How does temperature affect behaviour? A meta-analysis of effects in experimental studies
- Dermot Lynott, Lancaster University, Lancaster, United Kingdom
- Katherine Corker, Department of Psychology, Grand Valley State University, Allendale, Michigan, United States
- Louise Connell, Department of Psychology, University of Lancaster, Lancaster, United Kingdom
- Kerry O'Brien, School of Social Sciences, Monash University, Melbourne, VIC, Australia
AbstractThe surrounding environment has a profound impact on human behaviour. Historically, studies have shown that higher temperatures are associated with increases in antisocial behaviours (aggression, violence). More recently, studies have linked higher temperature experiences to increases in prosocial behaviours (altruism, co-operation). Such contrasting patterns leave the status of temperature-behaviour links unclear.
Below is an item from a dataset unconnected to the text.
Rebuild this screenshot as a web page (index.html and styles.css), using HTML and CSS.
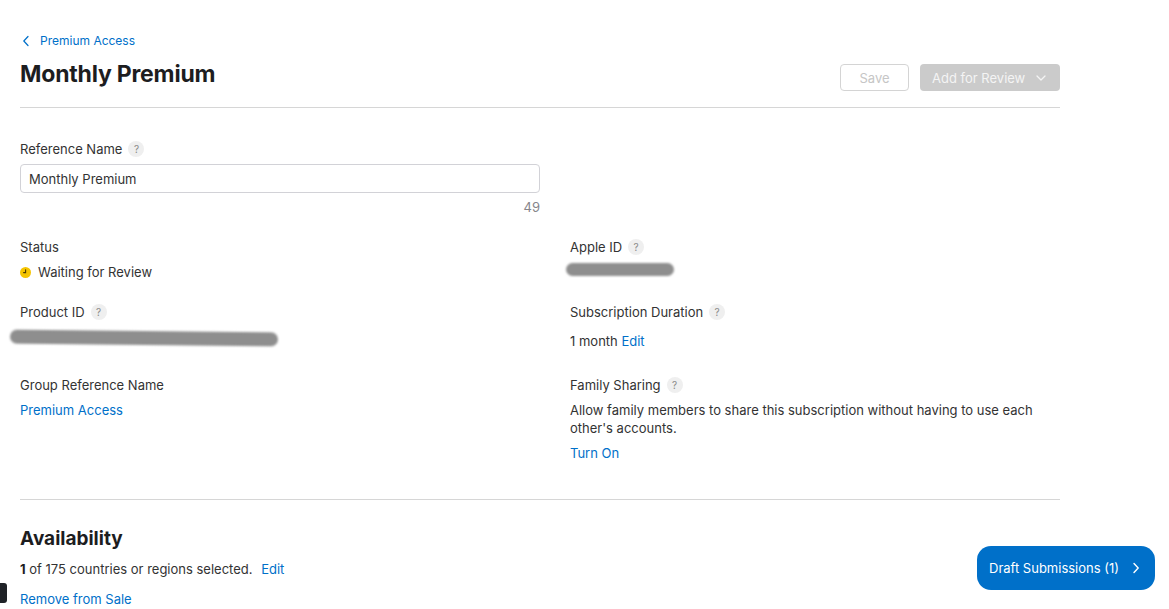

Here we conduct a series of meta-analyses of laboratory-based empirical studies that measure either prosocial (monetary reward, gift giving, helping) or antisocial (retaliation, horn honking, sabotage) outcomes, with temperature as an independent variable. Overall, we found that there was no reliable effect of temperature on the behavioural outcomes measured. In follow-up analyses, there was no reliable effect of temperature on prosocial or antisocial outcomes when analysed separately. We consider why the evidence to support temperature-behaviour links from laboratory-based studies is weak, assess potential moderators, and examine how future studies can attempt to reconcile seemingly contradictory patterns in the literature.